* _Given material_:

......

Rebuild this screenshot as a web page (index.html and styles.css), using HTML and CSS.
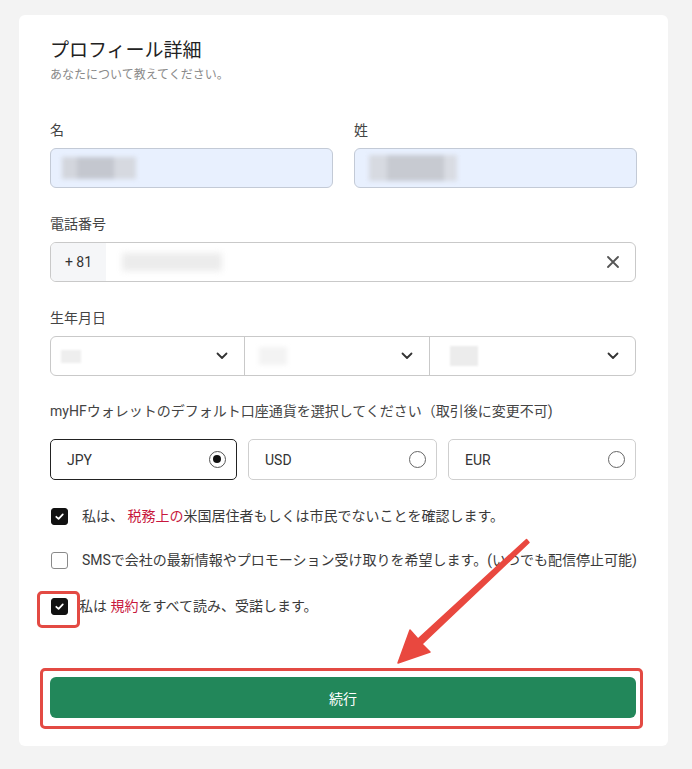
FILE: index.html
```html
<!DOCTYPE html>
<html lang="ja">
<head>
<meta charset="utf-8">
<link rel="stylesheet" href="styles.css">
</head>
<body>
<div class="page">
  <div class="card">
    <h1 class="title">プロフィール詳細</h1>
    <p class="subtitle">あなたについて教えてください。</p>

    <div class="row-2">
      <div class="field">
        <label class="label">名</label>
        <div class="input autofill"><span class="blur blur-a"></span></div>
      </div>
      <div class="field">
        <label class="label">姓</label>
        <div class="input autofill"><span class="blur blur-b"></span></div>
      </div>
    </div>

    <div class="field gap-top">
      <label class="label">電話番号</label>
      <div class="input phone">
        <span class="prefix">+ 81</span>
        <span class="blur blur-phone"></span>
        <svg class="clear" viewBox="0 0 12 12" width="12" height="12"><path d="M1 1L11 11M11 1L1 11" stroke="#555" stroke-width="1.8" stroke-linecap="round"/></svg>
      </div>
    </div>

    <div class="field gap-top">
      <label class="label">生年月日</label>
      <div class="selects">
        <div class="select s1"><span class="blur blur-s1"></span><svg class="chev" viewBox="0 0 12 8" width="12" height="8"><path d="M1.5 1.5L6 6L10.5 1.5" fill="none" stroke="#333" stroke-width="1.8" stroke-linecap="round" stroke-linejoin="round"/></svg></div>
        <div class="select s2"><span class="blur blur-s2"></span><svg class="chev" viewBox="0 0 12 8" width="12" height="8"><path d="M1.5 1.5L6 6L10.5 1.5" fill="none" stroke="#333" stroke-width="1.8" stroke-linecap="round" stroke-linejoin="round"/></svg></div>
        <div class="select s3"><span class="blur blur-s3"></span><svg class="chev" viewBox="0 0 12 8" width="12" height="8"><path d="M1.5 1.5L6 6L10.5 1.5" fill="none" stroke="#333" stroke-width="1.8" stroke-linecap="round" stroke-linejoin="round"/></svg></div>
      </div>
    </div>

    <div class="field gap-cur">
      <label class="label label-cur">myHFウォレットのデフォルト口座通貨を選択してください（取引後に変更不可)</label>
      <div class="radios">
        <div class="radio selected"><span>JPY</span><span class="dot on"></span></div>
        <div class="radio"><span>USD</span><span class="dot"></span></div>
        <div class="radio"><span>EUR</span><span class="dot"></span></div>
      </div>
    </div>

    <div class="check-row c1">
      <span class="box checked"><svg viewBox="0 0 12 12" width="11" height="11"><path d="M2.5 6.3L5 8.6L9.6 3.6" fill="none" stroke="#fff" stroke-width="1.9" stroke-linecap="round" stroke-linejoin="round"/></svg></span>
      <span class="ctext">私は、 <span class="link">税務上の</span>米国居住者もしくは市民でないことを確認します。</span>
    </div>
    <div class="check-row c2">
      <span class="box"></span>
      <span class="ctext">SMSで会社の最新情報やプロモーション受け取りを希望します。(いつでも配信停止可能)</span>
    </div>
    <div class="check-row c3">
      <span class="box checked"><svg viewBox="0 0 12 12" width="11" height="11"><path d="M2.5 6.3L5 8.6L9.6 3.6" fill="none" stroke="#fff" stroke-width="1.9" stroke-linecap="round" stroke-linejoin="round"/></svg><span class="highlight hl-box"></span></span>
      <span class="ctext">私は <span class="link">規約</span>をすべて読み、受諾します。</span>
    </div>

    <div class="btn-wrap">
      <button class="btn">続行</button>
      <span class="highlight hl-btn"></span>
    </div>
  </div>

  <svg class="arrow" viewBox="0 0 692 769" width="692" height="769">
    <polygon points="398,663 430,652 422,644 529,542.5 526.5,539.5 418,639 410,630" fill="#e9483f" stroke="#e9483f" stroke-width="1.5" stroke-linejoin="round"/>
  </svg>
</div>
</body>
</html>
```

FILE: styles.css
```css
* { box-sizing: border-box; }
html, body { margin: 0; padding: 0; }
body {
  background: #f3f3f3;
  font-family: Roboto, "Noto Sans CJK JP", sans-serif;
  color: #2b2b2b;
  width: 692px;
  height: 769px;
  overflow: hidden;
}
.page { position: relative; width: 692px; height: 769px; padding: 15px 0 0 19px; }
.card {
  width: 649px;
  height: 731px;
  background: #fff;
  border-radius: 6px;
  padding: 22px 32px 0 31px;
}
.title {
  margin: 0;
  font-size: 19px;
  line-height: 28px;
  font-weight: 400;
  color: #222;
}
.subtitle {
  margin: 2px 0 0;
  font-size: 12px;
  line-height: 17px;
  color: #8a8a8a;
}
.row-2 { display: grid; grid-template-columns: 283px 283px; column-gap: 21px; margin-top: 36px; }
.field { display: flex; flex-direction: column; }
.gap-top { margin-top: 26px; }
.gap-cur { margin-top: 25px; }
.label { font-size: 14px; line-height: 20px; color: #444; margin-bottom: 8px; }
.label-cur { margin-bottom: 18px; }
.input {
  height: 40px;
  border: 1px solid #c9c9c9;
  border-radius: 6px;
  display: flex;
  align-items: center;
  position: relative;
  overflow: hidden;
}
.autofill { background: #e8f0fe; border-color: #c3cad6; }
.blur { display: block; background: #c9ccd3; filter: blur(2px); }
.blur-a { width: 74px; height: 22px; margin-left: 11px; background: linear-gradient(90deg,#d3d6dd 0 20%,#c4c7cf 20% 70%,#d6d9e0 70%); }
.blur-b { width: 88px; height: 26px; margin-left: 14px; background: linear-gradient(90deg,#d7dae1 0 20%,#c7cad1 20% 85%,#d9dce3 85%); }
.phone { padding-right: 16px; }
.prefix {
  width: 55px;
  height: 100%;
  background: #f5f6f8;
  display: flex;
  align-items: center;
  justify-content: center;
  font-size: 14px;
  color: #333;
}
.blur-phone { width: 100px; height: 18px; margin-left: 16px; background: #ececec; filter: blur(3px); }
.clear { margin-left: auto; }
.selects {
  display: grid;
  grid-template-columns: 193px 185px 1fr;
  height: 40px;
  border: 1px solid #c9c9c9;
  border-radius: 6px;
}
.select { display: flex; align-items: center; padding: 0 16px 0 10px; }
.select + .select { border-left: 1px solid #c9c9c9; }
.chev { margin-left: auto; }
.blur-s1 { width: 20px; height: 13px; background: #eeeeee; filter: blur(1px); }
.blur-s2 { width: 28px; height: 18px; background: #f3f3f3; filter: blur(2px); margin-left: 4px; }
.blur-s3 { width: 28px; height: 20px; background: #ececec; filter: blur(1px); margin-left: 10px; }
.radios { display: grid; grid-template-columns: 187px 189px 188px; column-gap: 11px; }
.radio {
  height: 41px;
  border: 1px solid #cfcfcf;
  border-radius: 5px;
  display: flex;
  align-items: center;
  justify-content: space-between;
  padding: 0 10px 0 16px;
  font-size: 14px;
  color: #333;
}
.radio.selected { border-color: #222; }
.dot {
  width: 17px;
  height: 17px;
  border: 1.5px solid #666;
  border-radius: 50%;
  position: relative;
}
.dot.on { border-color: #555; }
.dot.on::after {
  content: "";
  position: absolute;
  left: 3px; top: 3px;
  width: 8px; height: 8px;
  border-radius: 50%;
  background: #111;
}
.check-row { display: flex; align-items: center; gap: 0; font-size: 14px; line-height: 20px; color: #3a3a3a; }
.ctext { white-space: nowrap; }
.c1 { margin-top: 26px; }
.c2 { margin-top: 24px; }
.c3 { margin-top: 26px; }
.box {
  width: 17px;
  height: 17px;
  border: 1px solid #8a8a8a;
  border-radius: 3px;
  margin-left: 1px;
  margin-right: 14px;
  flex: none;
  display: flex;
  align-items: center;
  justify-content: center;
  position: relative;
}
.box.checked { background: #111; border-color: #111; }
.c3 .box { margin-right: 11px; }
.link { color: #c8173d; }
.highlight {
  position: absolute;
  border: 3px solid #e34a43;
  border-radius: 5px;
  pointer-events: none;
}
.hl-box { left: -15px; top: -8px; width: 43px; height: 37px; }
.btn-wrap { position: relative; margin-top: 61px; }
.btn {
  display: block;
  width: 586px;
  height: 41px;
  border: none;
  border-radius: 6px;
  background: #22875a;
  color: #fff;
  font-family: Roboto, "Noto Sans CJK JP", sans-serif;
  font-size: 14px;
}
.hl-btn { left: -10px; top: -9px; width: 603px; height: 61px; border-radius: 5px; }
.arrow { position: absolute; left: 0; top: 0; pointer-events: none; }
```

......

* _Given request_: Filter out every line that lacks the word "styles", and copy the rest.

* _Reply to the task_:
Rebuild this screenshot as a web page (index.html and styles.css), using HTML and CSS.
<link rel="stylesheet" href="styles.css">
FILE: styles.css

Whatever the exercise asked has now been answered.